I know it is very hard to troubleshoot multipath issues - there's no way to capture it (correct me if I am wrong). We have metal furniture here, and APs are installed on metal tiles (i.e. it's like a metal screen behind them). I believe this is causing issues to us, but I am not an expert yet to make such conclusions.

How do you identify the root cause for data retries having that RSSI and SNR values are high, there's no co-channel interference and it's 5GHz band only with 40MHz channel. Spectrum analyzer doesn't show/report anything unusual either. Feel a bit lost at the moment. Shouldn't multipath have a constructive effect on MIMO systems (or is it not always the case?).

20 Replies 20

Scott Fella
Hall of Fame
Hall of Fame

You always try to place AP's in areas that will give you the best coverage and not impact wireless. There are best practices in regards to metal tiles or near beams, but you can't always avoid them. MIMO helps but it's not a feature that will eliminate multi paths issues. One thing to look at is your QoS and or the channel utilization from the AP: show AP auto-RF 802.11a <AP name> and see what the utilization is. the signal you have is indeed good and retries is normal on wireless:)  That information is from the AP and if you wanted to see retries on the client end, you would need some tool that can gather that from the device. 

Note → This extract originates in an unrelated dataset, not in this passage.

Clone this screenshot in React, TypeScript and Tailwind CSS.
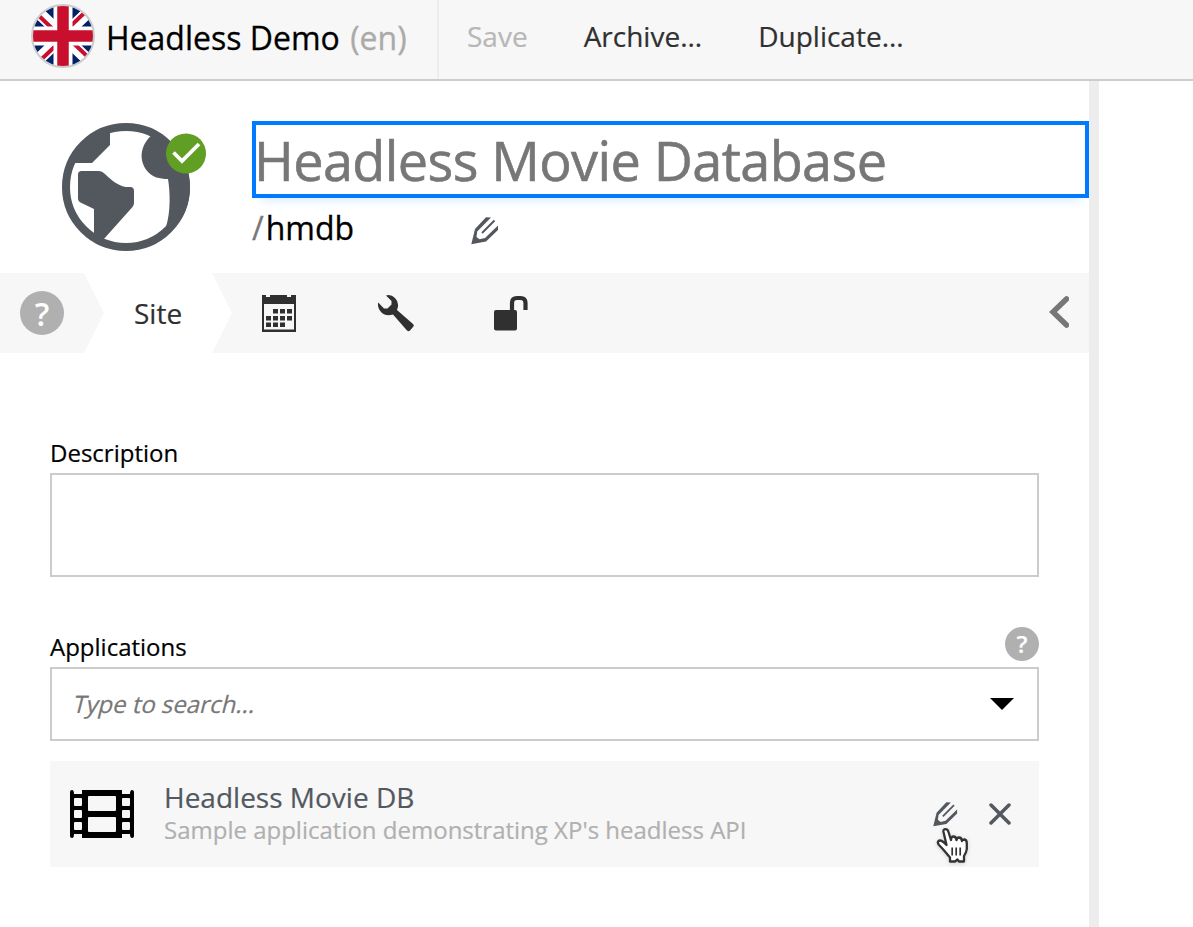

What type of voice are you using that is choppy and is it all the time, even after hours?  What code are you running, controller model, AP?  Test also with a basic SSID with no features enabled for comparison.

-Scott 

*** Please rate helpful posts *** 

-Scott
*** Please rate helpful posts ***

Hi Scott

Appreciate your prompt replies. I know MIMO is not a panacea but when you read about Spatial Streams, MRC, Beamforming and stuff like that you pretty much begin to believe it's all magic.

I am 100% sure QoS is configured properly, we use classic QoS model (Bronze/Silver/Gold/Platinum). WMM set to Allowed on this WLAN and level is set to Platinum. This profile is configured to mark voice using dot1q CoS using values up to 5. APs are FlexConnect and this WLAN is locally switched - hence APs trust CoS (and not DSCP). When I check the switchport on Cat3850, I see the following

Ingress COS0 171833495     0
Ingress COS1 0             0
Ingress COS2 0             0
Ingress COS3 1270506       0
Ingress COS4 21025         0
Ingress COS5 4595053       0
Ingress COS6 0             0
Ingress COS7 0             0

All three correspond to Signaling, Video and Voice traffic.

It is Lync voice, so we had to adjust QoS policy using GPO and we apply non-standard DSCP values, such as 49,41 and 33 for voice,video and signaling. This is because the way Windows maps DSCP into WMM (that is, it only uses IP Precedence and directly maps it to WMM). Again, I am more than confident QoS works as expected because my routers report EF for voice packets and CS3 for Signaling and it's pretty much trust based model (if wireless frame has invalid WMM, then it won't be correct DSCP).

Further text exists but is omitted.